В тюрьме содержался один заключенный – поэт. Это был выродок с безвольным подбородком и низким лбом. И фальшивомонетчик. И трус. И доносчик. И легавый. Несколько необычное слово, скажете вы, для профессора агрономии, но даже профессор агрономии легко может научиться писать необычные слова, если его заточить в тюрьму пожизненно.

Поэта-фальшивомонетчика звали Сесил Уинвуд. Он уже не впервые попадал за решетку и не впервые был осужден, но тем не менее на этот раз его приговорили всего к семи годам тюрьмы, потому что он был доносчик и предатель. А за примерное поведение ему могли сократить и этот срок. Мой же срок истекал вместе с моей жизнью.
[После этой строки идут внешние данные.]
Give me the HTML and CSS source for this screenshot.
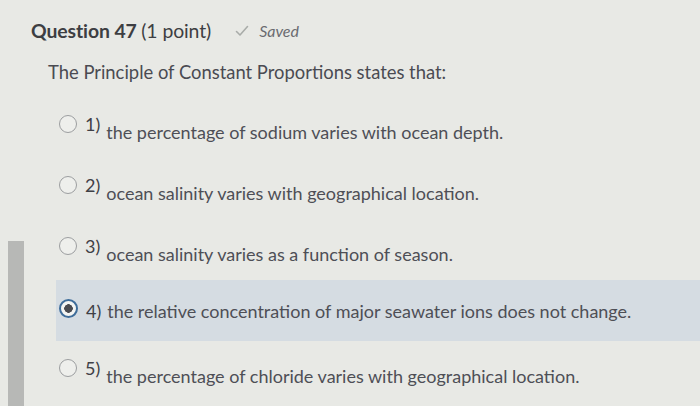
FILE: index.html
```html
<!DOCTYPE html>
<html lang="en">
<head>
<meta charset="utf-8">
<title>Question 47</title>
<link rel="stylesheet" href="styles.css">
</head>
<body>
<div class="page">
  <div class="rail"><div class="rail-bar"></div></div>
  <main class="quiz">
    <header class="q-head">
      <h1 class="q-title">Question 47 <span class="q-points">(1 point)</span></h1>
      <span class="q-status">
        <svg class="check" width="14" height="12" viewBox="0 0 14 12"><path d="M1.5 6.5 L5 10 L12.5 1.5" fill="none" stroke="#a9aca9" stroke-width="1.6" stroke-linecap="round" stroke-linejoin="round"/></svg>
        <span class="saved">Saved</span>
      </span>
    </header>
    <p class="q-text">The Principle of Constant Proportions states that:</p>
    <ul class="options">
      <li class="option"><span class="radio"></span><span class="num">1)</span><span class="ans">the percentage of sodium varies with ocean depth.</span></li>
      <li class="option"><span class="radio"></span><span class="num">2)</span><span class="ans">ocean salinity varies with geographical location.</span></li>
      <li class="option"><span class="radio"></span><span class="num">3)</span><span class="ans">ocean salinity varies as a function of season.</span></li>
      <li class="option selected"><span class="radio"></span><span class="num">4)</span><span class="ans">the relative concentration of major seawater ions does not change.</span></li>
      <li class="option"><span class="radio"></span><span class="num">5)</span><span class="ans">the percentage of chloride varies with geographical location.</span></li>
    </ul>
  </main>
</div>
</body>
</html>
```

FILE: styles.css
```css
html, body {
  margin: 0;
  padding: 0;
}
body {
  background: #e8e9e5;
  font-family: Lato, "Open Sans", Arial, sans-serif;
  color: #4e4f56;
  width: 700px;
  height: 406px;
  overflow: hidden;
}
.page {
  display: flex;
  height: 406px;
}
.rail {
  width: 31px;
  flex: none;
  display: flex;
  flex-direction: column;
  padding-top: 241px;
  box-sizing: border-box;
}
.rail-bar {
  margin-left: 8px;
  width: 16px;
  flex: 1;
  background: #b7b8b6;
}
.quiz {
  flex: 1;
  display: flex;
  flex-direction: column;
}
.q-head {
  display: flex;
  align-items: center;
  height: 30px;
  margin-top: 15px;
  gap: 24px;
}
.q-title {
  margin: 0;
  font-size: 19.4px;
  font-weight: 700;
  color: #3d3e42;
  letter-spacing: -0.1px;
}
.q-points {
  font-weight: 400;
}
.q-status {
  display: flex;
  align-items: center;
  gap: 10px;
  margin-top: 1px;
}
.saved {
  font-style: italic;
  font-size: 16px;
  color: #6a6b70;
}
.q-text {
  margin: 13px 0 0 17px;
  font-size: 18.4px;
  line-height: 28px;
  color: #4a4b52;
}
.options {
  list-style: none;
  margin: 11px 0 0 25px;
  padding: 0;
}
.option {
  display: flex;
  align-items: center;
  height: 61px;
  padding-left: 3px;
  font-size: 18px;
}
.option.selected {
  background: #d5dce2;
}
.radio {
  flex: none;
  width: 16px;
  height: 16px;
  border: 1.5px solid #9c9ea0;
  border-radius: 50%;
  background: #eeefec;
  margin-right: 8px;
  box-sizing: content-box;
  margin-top: -8px;
}
.selected .radio {
  border: 2px solid #3f6d9a;
  width: 15px;
  height: 15px;
  background: radial-gradient(circle, #4a4b50 0 4px, #f4f5f3 4.5px);
  margin-top: -4px;
}
.num {
  margin-right: 6px;
  margin-top: -8px;
  color: #3f4046;
}
.ans {
  margin-top: 8px;
}
.selected .num, .selected .ans {
  margin-top: 0;
}
```
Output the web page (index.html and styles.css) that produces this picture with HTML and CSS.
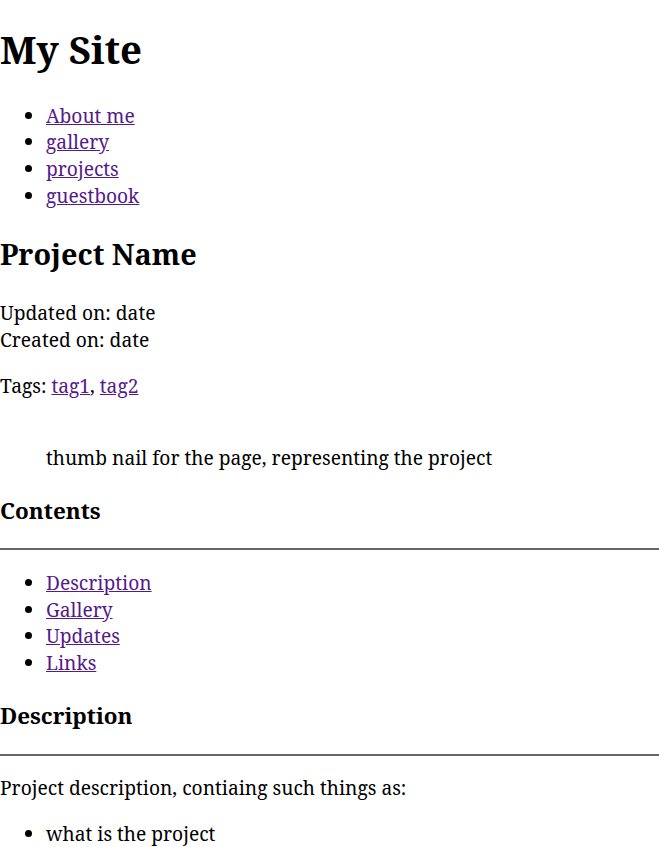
FILE: index.html
```html
<!DOCTYPE html>
<html>
<head>
<meta charset="utf-8">
<title>My Site</title>
<link rel="stylesheet" href="styles.css">
</head>
<body>
<h1>My Site</h1>
<ul class="nav">
<li><a href="#">About me</a></li>
<li><a href="#">gallery</a></li>
<li><a href="#">projects</a></li>
<li><a href="#">guestbook</a></li>
</ul>
<h2>Project Name</h2>
<p>Updated on: date<br>Created on: date</p>
<p>Tags: <a href="#">tag1</a>, <a href="#">tag2</a></p>
<div class="thumb">thumb nail for the page, representing the project</div>
<h3>Contents</h3>
<hr>
<ul>
<li><a href="#">Description</a></li>
<li><a href="#">Gallery</a></li>
<li><a href="#">Updates</a></li>
<li><a href="#">Links</a></li>
</ul>
<h3>Description</h3>
<hr>
<p>Project description, contiaing such things as:</p>
<ul>
<li>what is the project</li>
</ul>
</body>
</html>
```
FILE: styles.css
```css
body {
  margin: 0;
  font-family: "Noto Serif", "DejaVu Serif", serif;
  font-size: 19.2px;
  line-height: 1.4;
  color: #000;
  background: #fff;
}
h1 {
  margin: 0.6em 0 0.67em;
}
h2 {
  margin: 0.83em 0 25.5px;
}
ul {
  padding-left: 46px;
}
a {
  color: #551a8b;
}
.thumb {
  padding: 26.5px 0 0 46px;
}
hr {
  border: 0;
  border-top: 2px solid #666;
  margin: 0;
}
```
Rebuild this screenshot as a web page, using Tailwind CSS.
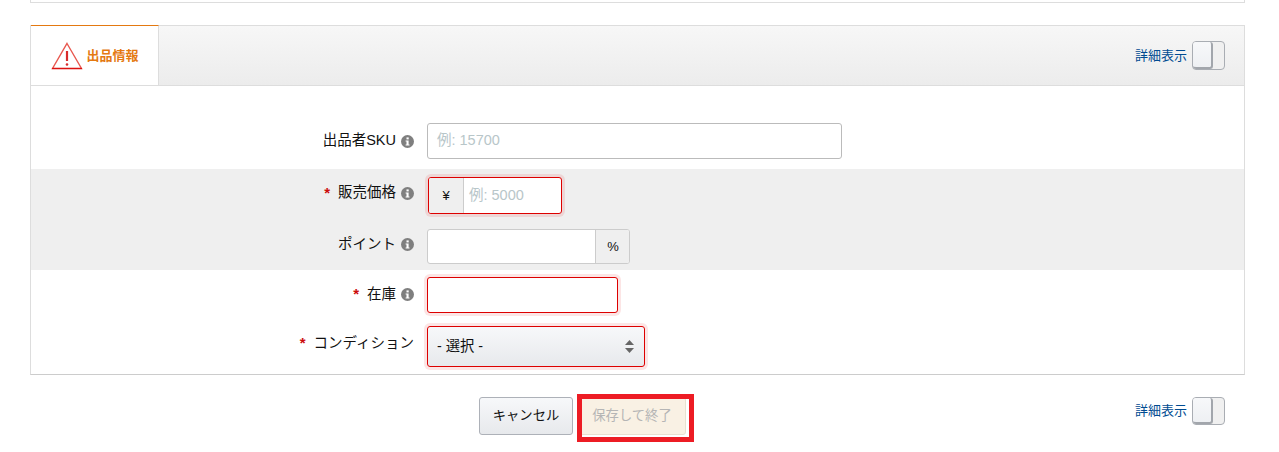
<!DOCTYPE html>
<html lang="ja">
<head>
    <meta charset="UTF-8">
    <title>出品情報</title>
    <script src="https://cdn.jsdelivr.net/npm/@tailwindcss/browser@4"></script>
</head>
<body class="bg-white text-[14.5px] text-[#111] font-['Liberation_Sans','Noto_Sans_CJK_JP',sans-serif] overflow-hidden">
    <div class="relative h-[452px] w-[1279px]">
        <!-- top card edge -->
        <div class="ml-[30px] h-[3px] w-[1215px] border-x border-b border-[#ddd]"></div>

        <!-- offer card -->
        <section class="ml-[30px] mt-[22px] h-[350px] w-[1215px] border border-[#ddd] border-b-[#ccc]">
            <header class="flex h-[60px] items-stretch justify-between border-b border-[#ddd] bg-gradient-to-b from-[#f7f7f7] to-[#ececec]">
                <div class="flex w-[128px] items-center justify-center gap-[3px] border-r border-[#ddd] border-t border-t-[#e47911] bg-white -mt-px pl-[1px]">
                    <svg class="w-[32px] h-[28px]" viewBox="0 0 32 28" fill="none">
                        <path d="M16 1.5 L30.5 26.5 L1.5 26.5 Z" stroke="#e8584f" stroke-width="1.4" stroke-linejoin="miter"/>
                        <path d="M1 26.5 H31" stroke="#dd1111" stroke-width="1.2"/>
                        <path d="M16 9 V19" stroke="#d92b2b" stroke-width="2.2"/>
                        <circle cx="16" cy="22.5" r="1.3" fill="#d92b2b"/>
                    </svg>
                    <span class="text-[13px] font-bold text-[#e47911]">出品情報</span>
                </div>
                <div class="flex items-center gap-[5px] pr-[19px]">
                    <span class="text-[13px] text-[#004b91]">詳細表示</span>
                    <div class="flex h-[29px] w-[33px] rounded-[4px] border border-[#a9adb3] bg-[#f0f0f0]">
                        <div class="h-full w-[20px] rounded-[3px] border-r-2 border-b-2 border-[#a2a6ac] bg-gradient-to-b from-[#f7f8fa] to-[#eef0f3]"></div>
                    </div>
                </div>
            </header>

            <div class="pt-[37px]">
                <div class="flex h-[46px] items-start">
                    <div class="flex h-[36px] w-[383px] items-center justify-end gap-[5px]">
                        <span>出品者SKU</span>
                        <svg class="w-[13px] h-[13px]" viewBox="0 0 13 13"><circle cx="6.5" cy="6.5" r="6.5" fill="#7f7f7f"/><rect x="5.5" y="2.4" width="2.2" height="2" fill="#fff"/><path d="M4.6 5.4H7.6V9.4H8.5V10.6H4.6V9.4H5.5V6.6H4.6Z" fill="#fff"/></svg>
                    </div>
                    <div class="ml-[13px] flex h-[36px] w-[415px] items-center rounded-[3px] border border-[#bbb] bg-white pl-[9px] text-[14.5px] text-[#b8c6c9]">例: 15700</div>
                </div>

                <div class="bg-[#efefef]">
                    <div class="flex h-[51px] items-start pt-[8px]">
                        <div class="flex h-[32px] w-[383px] items-center justify-end gap-[5px]">
                            <span class="font-bold text-[15px] text-[#cc0c0c] mr-[3px]">*</span>
                            <span>販売価格</span>
                            <svg class="w-[13px] h-[13px]" viewBox="0 0 13 13"><circle cx="6.5" cy="6.5" r="6.5" fill="#7f7f7f"/><rect x="5.5" y="2.4" width="2.2" height="2" fill="#fff"/><path d="M4.6 5.4H7.6V9.4H8.5V10.6H4.6V9.4H5.5V6.6H4.6Z" fill="#fff"/></svg>
                        </div>
                        <div class="ml-[14px] flex h-[37px] w-[134px] overflow-hidden rounded-[3px] border border-[#d00] bg-white shadow-[0_0_0_3px_rgba(221,0,0,0.1)]">
                            <div class="flex w-[35px] items-center justify-center border-r border-[#ccc] bg-[#efefef] text-[13px]">¥</div>
                            <div class="flex items-center pl-[5px] text-[14.5px] text-[#b8c6c9]">例: 5000</div>
                        </div>
                    </div>
                    <div class="flex h-[50px] items-start pt-[9px]">
                        <div class="flex h-[31px] w-[383px] items-center justify-end gap-[5px]">
                            <span>ポイント</span>
                            <svg class="w-[13px] h-[13px]" viewBox="0 0 13 13"><circle cx="6.5" cy="6.5" r="6.5" fill="#7f7f7f"/><rect x="5.5" y="2.4" width="2.2" height="2" fill="#fff"/><path d="M4.6 5.4H7.6V9.4H8.5V10.6H4.6V9.4H5.5V6.6H4.6Z" fill="#fff"/></svg>
                        </div>
                        <div class="ml-[13px] flex h-[35px] w-[203px] overflow-hidden rounded-[3px] border border-[#ccc] bg-white">
                            <div class="flex-1"></div>
                            <div class="flex w-[34px] items-center justify-center border-l border-[#ccc] bg-[#efefef] text-[13px] pl-[1px]">%</div>
                        </div>
                    </div>
                </div>

                <div class="flex h-[50px] items-start pt-[7px]">
                    <div class="flex h-[35px] w-[383px] items-center justify-end gap-[5px]">
                        <span class="font-bold text-[15px] text-[#cc0c0c] mr-[3px]">*</span>
                        <span>在庫</span>
                        <svg class="w-[13px] h-[13px]" viewBox="0 0 13 13"><circle cx="6.5" cy="6.5" r="6.5" fill="#7f7f7f"/><rect x="5.5" y="2.4" width="2.2" height="2" fill="#fff"/><path d="M4.6 5.4H7.6V9.4H8.5V10.6H4.6V9.4H5.5V6.6H4.6Z" fill="#fff"/></svg>
                    </div>
                    <div class="ml-[13px] h-[36px] w-[191px] rounded-[3px] border border-[#d00] bg-white shadow-[0_0_0_3px_rgba(221,0,0,0.1)]"></div>
                </div>

                <div class="flex items-start pt-[6px]">
                    <div class="flex h-[35px] w-[383px] items-center justify-end gap-[5px]">
                        <span class="font-bold text-[15px] text-[#cc0c0c] mr-[3px]">*</span>
                        <span>コンディション</span>
                    </div>
                    <div class="ml-[13px] flex h-[41px] w-[218px] items-center justify-between rounded-[3px] border border-[#d00] bg-gradient-to-b from-[#f7f8fa] to-[#e7e9ec] pl-[9px] pr-[10px] text-[14.3px] shadow-[0_0_0_3px_rgba(221,0,0,0.1)]">
                        <span>- 選択 -</span>
                        <svg class="w-[9px] h-[13px]" viewBox="0 0 9 13" fill="#666"><path d="M4.5 0 L9 5 H0Z"/><path d="M4.5 13 L9 8 H0Z"/></svg>
                    </div>
                </div>
            </div>
        </section>

        <!-- footer actions -->
        <div class="relative mt-[22px] ml-[479px] flex w-[770px] items-start text-[13.3px]">
            <div class="flex h-[38px] w-[94px] items-center justify-center rounded-[3px] border border-[#adb1b8] bg-gradient-to-b from-[#f7f8fa] to-[#e7e9ec] pb-[1px]">キャンセル</div>
            <div class="ml-[5px] flex h-[38px] w-[108px] items-center justify-center rounded-[3px] border border-[#e8e0d0] bg-[#f9f1e4] text-[#b5b5b5] pb-[1px]">保存して終了</div>
            <div class="ml-auto mr-[24px] flex items-center gap-[5px]">
                <span class="text-[13px] text-[#004b91]">詳細表示</span>
                <div class="flex h-[28px] w-[33px] rounded-[4px] border border-[#a9adb3] bg-[#f0f0f0]">
                    <div class="h-full w-[20px] rounded-[3px] border-r-2 border-b-2 border-[#a2a6ac] bg-gradient-to-b from-[#f7f8fa] to-[#eef0f3]"></div>
                </div>
            </div>
        </div>

        <!-- red highlight over the save button -->
        <div class="absolute left-[577px] top-[394px] h-[48px] w-[117px] border-[5px] border-[#ed1c24]"></div>
    </div>
</body>
</html>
Однако этот жалкий выродок, стремясь отвоевать себе еще несколько коротеньких лет свободы, ухитрился вдобавок к моему пожизненному заключению подарить мне основательный кусок вечности.

События, о которых я расскажу вам по порядку, сам я узнал далеко не сразу и не в их хронологической последовательности. Этот Сесил Уинвуд, желая завоевать расположение всего тюремного начальства, начиная от надзирателей и начальника тюрьмы и кончая тюремной инспекцией и губернатором штата, подстроил доказательства якобы задуманного побега. Теперь отметьте следующие три обстоятельства: а) все заключенные так презирали Сесила Уинвуда, что ему не разрешили бы даже поставить щепотку табака в клопиных бегах, а клопиные бега были излюбленным развлечением заключенных; б) я был собакой, которую назвали бешеной; в) для вымышленного побега Сесилу Уинвуду требовались такие собаки – кто-нибудь из пожизненно заключенных, из отпетых, из неисправимых.